We’ve all heard it before, but in typical blogosphere sensationalist style Pete Michaud takes it one step further:
If you’ve never written anything thoughtful, then you’ve never had any difficult, important, or interesting thoughts. That’s the secret: people who don’t write, are people who don’t think.
I agree with the general flavor of what Michaud is getting at. Writing definitely enhances thinking. But that one can’t think without it is a bit strong. So, I would put it differently. I don’t think it is true that one has to write to have difficult, important, or interesting thoughts. But I think it is true that it is (a) hard to know the full extent of such thoughts without writing, and (b) the basis for any such thoughts will be dramatically strengthened through the writing process.
Moreover, (c) it is far easier to spread the thoughts widely through writing (and blogging).
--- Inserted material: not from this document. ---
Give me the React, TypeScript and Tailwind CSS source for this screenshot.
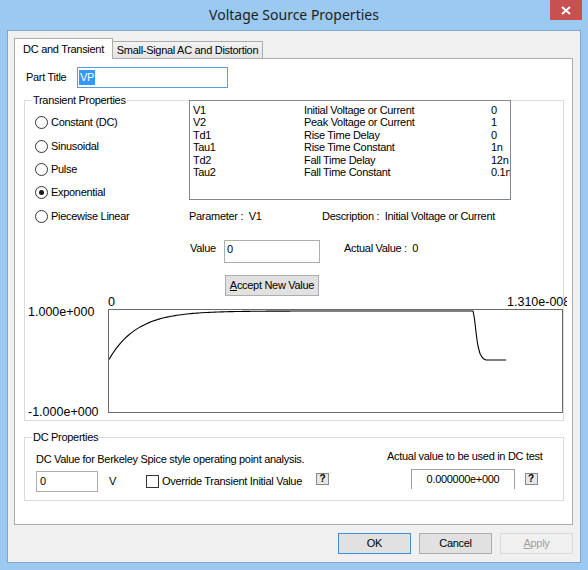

In fact Michaud just did so, and so am I. He and others can see the results of our thoughts and react to them. That feedback itself may enhance and advance our thinking. Maybe we should say blogging is thinking or an enhancement of it, at least insofar as to maximally benefit from (c).
In addition to this post (and others), the very document I turned from to write it illustrates the benefits to thinking of writing and blogging. I have some difficult, important, and interesting thoughts on the limitations of and threats to health reform even if it passes. But I don’t know exactly how all the thoughts will hang together until I write them down. That’s what I was doing. I’m confident I could state them verbally and get the argument largely right. That’s pretty good and it can be done without writing. But the writing process will make it much better. Some version of the result will appear here. Then it will be a complete thought, or at least a blogo-thought (a blought?).